Isso porque os profissionais que lidavam com o operacional dedicam-se hoje a atividades mais estratégicas.
“O time todo passou a ter mais voz, com profissionais liderando projetos na área”, diz. “Aquele mundo fechado, em que o líder passava a estratégia e dizia o que a equipe devia fazer, acabou.”
Mais flexibilidade
“Pela primeira vez na história, por causa da automação, teremos mais cargos sendo substituídos do que criados”, diz Rosa Alegria, CEO do projeto Millenium no Brasil e especialista em estudos sobre o futuro. “Nossa relação com o trabalho tende a ficar mais saudável”, aposta.

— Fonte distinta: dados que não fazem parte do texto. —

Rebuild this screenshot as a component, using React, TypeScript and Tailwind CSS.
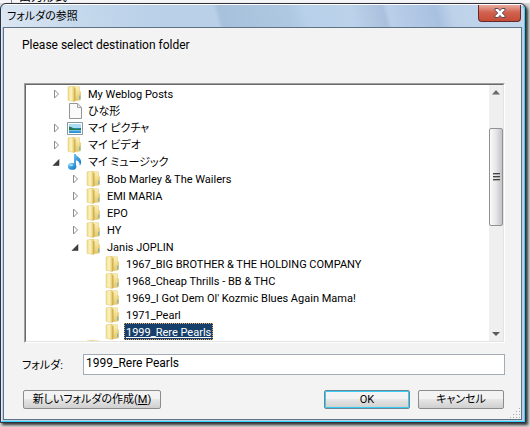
import { useState } from 'react'
import type { ReactNode } from 'react'

type IconKind = 'folder' | 'page' | 'picture' | 'music'

type TreeItem = {
  label: string
  level: 0 | 1 | 2
  icon: IconKind
  state?: 'open' | 'closed'
}

const items: TreeItem[] = [
  { label: 'My Weblog Posts', level: 0, icon: 'folder', state: 'closed' },
  { label: 'ひな形', level: 0, icon: 'page' },
  { label: 'マイ ピクチャ', level: 0, icon: 'picture', state: 'closed' },
  { label: 'マイ ビデオ', level: 0, icon: 'folder', state: 'closed' },
  { label: 'マイ ミュージック', level: 0, icon: 'music', state: 'open' },
  { label: 'Bob Marley & The Wailers', level: 1, icon: 'folder', state: 'closed' },
  { label: 'EMI MARIA', level: 1, icon: 'folder', state: 'closed' },
  { label: 'EPO', level: 1, icon: 'folder', state: 'closed' },
  { label: 'HY', level: 1, icon: 'folder', state: 'closed' },
  { label: 'Janis JOPLIN', level: 1, icon: 'folder', state: 'open' },
  { label: '1967_BIG BROTHER & THE HOLDING COMPANY', level: 2, icon: 'folder' },
  { label: '1968_Cheap Thrills - BB & THC', level: 2, icon: 'folder' },
  { label: "1969_I Got Dem Ol' Kozmic Blues Again Mama!", level: 2, icon: 'folder' },
  { label: '1971_Pearl', level: 2, icon: 'folder' },
  { label: '1999_Rere Pearls', level: 2, icon: 'folder' },
]

const indent = { 0: 'pl-[26px]', 1: 'pl-[45px]', 2: 'pl-[64px]' }

function FolderIcon() {
  return (
    <svg viewBox="0 0 16 16" className="size-4 shrink-0" aria-hidden="true">
      <defs>
        <linearGradient id="flap" x1="0" x2="1">
          <stop offset="0" stopColor="#f0dc84" />
          <stop offset=".5" stopColor="#fcf5c4" />
          <stop offset="1" stopColor="#e5c765" />
        </linearGradient>
        <linearGradient id="back" x1="0" y1="0" x2="0" y2="1">
          <stop offset="0" stopColor="#fbf2b8" />
          <stop offset="1" stopColor="#e6c766" />
        </linearGradient>
      </defs>
      <path d="M6 .5 12.500.8v13.400L6 15z" fill="url(#back)" stroke="#e0c878" strokeWidth=".5" />
      <path d="M12.300 5.500h1.700v8l-1.700.9z" fill="#ead07a" />
      <path d="M1 1 6.500 0l.8 1.200v14.300L1 14.300z" fill="url(#flap)" stroke="#dfc470" strokeWidth=".5" />
      <path d="M7.200 2.300 8.500 1.800v12.800l-1.300.9z" fill="#cfac4b" />
      <path d="M12.800 9.500v4" stroke="#50a9d5" strokeWidth=".9" />
    </svg>
  )
}

function PageIcon() {
  return (
    <svg viewBox="0 0 16 16" className="size-4 shrink-0" aria-hidden="true">
      <path d="M2.500.5h8.200l3.800 3.800v11.200h-12z" fill="#fafafa" stroke="#969696" />
      <path d="M10.500.8v3.700h3.700" fill="#e4e4e4" stroke="#a5a5a5" />
    </svg>
  )
}

function PictureIcon() {
  return (
    <svg viewBox="0 0 16 16" className="size-4 shrink-0" aria-hidden="true">
      <path d="M.5 2.500h15v12H.5z" fill="#fff" stroke="#8b969f" />
      <path d="M2 4h12v9H2z" fill="#2c91d2" />
      <path d="M2 4h12v4H2z" fill="#a9dcf5" />
      <path d="M2 6.500q3 .2 5 2.200 4 .5 7-.8V10H2z" fill="#27764c" />
      <path d="M2 10h12v1.200H2z" fill="#75c4e7" />
    </svg>
  )
}

function MusicIcon() {
  return (
    <svg viewBox="0 0 16 16" className="size-4 shrink-0" aria-hidden="true">
      <defs>
        <linearGradient id="note" x1="0" y1="0" x2="1" y2="1">
          <stop offset="0" stopColor="#6ac2f2" />
          <stop offset="1" stopColor="#0c75c2" />
        </linearGradient>
      </defs>
      <path d="M7 0h1.800c.4 2.500 5.400 3.900 5.400 7.700 0 1.500-.7 3-1.600 4 .5-3-.9-4.600-3.600-5.400V12H7z" fill="url(#note)" />
      <ellipse cx="5.200" cy="12.400" rx="4.200" ry="3.400" fill="url(#note)" />
      <ellipse cx="4.200" cy="11.200" rx="2" ry="1.100" fill="#9cdcf8" />
    </svg>
  )
}

const icons: Record<IconKind, ReactNode> = {
  folder: <FolderIcon />,
  page: <PageIcon />,
  picture: <PictureIcon />,
  music: <MusicIcon />,
}

function Expander({ state }: { state?: 'open' | 'closed' }) {
  return (
    <svg viewBox="0 0 15 16" className="h-4 w-[15px] shrink-0" aria-hidden="true">
      {state === 'closed' && <path d="M2.500 4v8l4-4z" fill="#fff" stroke="#8c8c8c" />}
      {state === 'open' && <path d="M7 5.500v6H1z" fill="#404040" stroke="#222" strokeWidth=".5" />}
    </svg>
  )
}

function ScrollBar() {
  return (
    <div className="flex w-[14px] flex-col items-center bg-[#efefef]" aria-hidden="true">
      <svg viewBox="0 0 14 43" className="h-[43px] w-full">
        <path d="M3 9.500h8L7 5z" fill="#6a6a6a" />
      </svg>
      <div className="flex h-[98px] w-full flex-col items-center justify-center rounded-xs border border-[#929292] bg-linear-to-r from-[#fafafa] via-[#e6e6e8] to-[#c3c3c7]">
        <svg viewBox="0 0 7 9" className="h-[9px] w-[7px]">
          <path d="M0 .5h7M0 3.500h7M0 6.500h7" stroke="#444" />
          <path d="M0 1.500h7M0 4.500h7M0 7.500h7" stroke="#aaa" />
        </svg>
      </div>
      <div className="flex-1" />
      <svg viewBox="0 0 14 14" className="size-[14px]">
        <path d="M3 5h8l-4 4z" fill="#5a5a5a" />
      </svg>
    </div>
  )
}

function ResizeGrip() {
  return (
    <svg viewBox="0 0 11 11" className="absolute right-0 bottom-0 size-[11px]" aria-hidden="true">
      <path
        d="M9 0h1v1H9zM6 3h1v1H6zM9 3h1v1H9zM3 6h1v1H3zM6 6h1v1H6zM9 6h1v1H9zM0 9h1v1H0zM3 9h1v1H3zM6 9h1v1H6zM9 9h1v1H9z"
        fill="#a8a8a8"
      />
    </svg>
  )
}

const buttonStyle =
  'h-[19px] rounded-xs border bg-linear-to-b from-[#f3f3f3] from-45% via-[#e6e6e6] via-50% to-[#cfcfcf] text-center leading-4'

function App() {
  const [selected, setSelected] = useState('1999_Rere Pearls')

  return (
    <div className="bg-[#f6f6f8] font-[Roboto,'Noto_Sans_CJK_JP',sans-serif] text-[11px] text-black [font-feature-settings:'palt']">
      {/* Window behind */}
      <div className="flex h-[3px] items-end overflow-hidden pl-[11px] text-[12px] leading-3">
        <span className="border-l border-[#888] pl-[7px]">出力形式</span>
      </div>

      <div className="bg-[#d8d8d8] pr-1 pb-1">
        {/* Dialog */}
        <main className="rounded-t-md border border-[#31313b] bg-[#b9d1ea] shadow-[2px_2px_3px_#333]">
          <div className="rounded-t-md border border-t-white border-r-[#35d3fa] border-b-[#35d3fa] border-l-[#dcecf8]">
            <header className="flex h-[22px] items-start justify-between rounded-t-md bg-[linear-gradient(75deg,#dce7f2_0%,#c6d9ec_14%,#b9d0e8_30%,#b9d0e8_41%,#a7c1dc_42%,#aec8e2_55%,#b8d0e9_58%,#bbd2ea_67%,#aac0dd_73%,#b9cfea_74%,#a9c1e0_83%,#bdd2e9_86%,#c4d8ec_100%)] pr-[3px] pl-[5px]">
              <h1 className="leading-6">フォルダの参照</h1>
              <button
                type="button"
                aria-label="閉じる"
                className="flex h-[17px] w-[43px] items-center justify-center rounded-b-sm border border-t-0 border-[#65282b] bg-linear-to-b from-[#e6aaa0] from-0% via-[#d2634f] via-45% to-[#c64c36]"
              >
                <svg viewBox="0 0 12 10" className="h-[10px] w-3">
                  <path
                    d="M1 .5h3.200L6 2.600 7.800.5H11v1.700L8.300 5 11 7.800v1.700H7.800L6 7.400 4.200 9.500H1V7.800L3.700 5 1 2.200z"
                    fill="#fff"
                    stroke="#5a4b58"
                  />
                </svg>
              </button>
            </header>

            <div className="relative mr-[2px] mb-px ml-px border border-[#5f7385] bg-[#f3f3f3] pt-[9px] pr-4 pb-[10px] pl-[18px]">
              <p className="text-[12px] leading-4">Please select destination folder</p>

              {/* Folder tree */}
              <div className="mt-[30px] ml-[2px] flex h-[260px] border border-t-[#a0a0a0] border-r-white border-b-white border-l-[#a0a0a0]">
                <div className="flex min-w-0 flex-1 border border-t-[#696969] border-r-[#e3e3e3] border-b-[#e3e3e3] border-l-[#696969] bg-white">
                  <div role="tree" aria-label="フォルダ" className="flex min-w-0 flex-1 flex-col overflow-hidden">
                    {items.map((item) => (
                      <div
                        key={item.label}
                        role="treeitem"
                        aria-selected={selected === item.label}
                        onClick={() => setSelected(item.label)}
                        className={`flex h-[17px] shrink-0 items-center whitespace-nowrap ${indent[item.level]}`}
                      >
                        <Expander state={item.state} />
                        {icons[item.icon]}
                        <span
                          className={`ml-[3px] h-[17px] border px-px leading-[18px] ${
                            selected === item.label
                              ? 'border-dotted border-[#e8a860] bg-[#173f6b] text-white underline'
                              : 'border-transparent'
                          }`}
                        >
                          {item.label}
                        </span>
                      </div>
                    ))}
                    <div className="flex shrink-0 pl-[60px]">
                      <FolderIcon />
                    </div>
                  </div>
                  <ScrollBar />
                </div>
              </div>

              <div className="mt-[11px] flex items-center">
                <label htmlFor="folder" className="w-[61px] pt-1">
                  フォルダ:
                </label>
                <input
                  id="folder"
                  value={selected}
                  onChange={(e) => setSelected(e.target.value)}
                  className="h-[21px] min-w-0 flex-1 border border-[#a3adb8] bg-white px-[2px] pb-[3px] text-[12px]"
                />
              </div>

              <div className="mt-[15px] flex gap-2 px-px">
                <button type="button" className={`${buttonStyle} mr-auto w-[138px] border-[#8c8c8c]`}>
                  新しいフォルダの作成(<u>M</u>)
                </button>
                <button type="button" className={`${buttonStyle} w-[86px] border-[#6f8794] inset-ring inset-ring-[#35cdf4]`}>
                  OK
                </button>
                <button type="button" className={`${buttonStyle} w-[86px] border-[#8c8c8c]`}>
                  キャンセル
                </button>
              </div>
              <ResizeGrip />
            </div>
          </div>
        </main>
      </div>
    </div>
  )
}

export default App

O tempo, como defende, deve deixar de nos escravizar, permitindo que resgatemos interesses e atividades abandonadas por causa do dia a dia no escritório. “Esse é o momento de requalificar a relação com o trabalho”, ressalta Rosa.
Nesse sentido, outra tendência que aparece forte na pesquisa da Tera é a do trabalho freelancer. Quase 40% dos entrevistados consideram ideal a combinação do contrato em CLT com os temporários. É a gig economy, ou economia de bicos, em tradução livre.
“As empresas devem dar voz aos colaboradores gig na companhia”, diz Robin Chase, cofundadora e ex-CEO da Zipcar, empresa americana de compartilhamento de carros, e autora de Economia Compartilhada — Como Pessoas e Plataformas da Peers Inc Estão Reinventando o Capitalismo. Dessa forma, eles vão oferecer um trabalho de melhor qualidade, além de diminuir o turnover.
Segundo Guy Standing, economista da Universidade de Londres, grande parte da mão de obra será admitida por meio de contratos online e internacionalizados.
“Empresas no Brasil poderão contratar profissionais na Índia, China ou Quênia sem que eles se desloquem de seus países de origem”, afirma.
Mas Guy e Robin ressaltam que, para isso, é preciso um trabalho coletivo, com melhores políticas de regulamentação para fornecer segurança econômica para aqueles que atuam nesse modelo.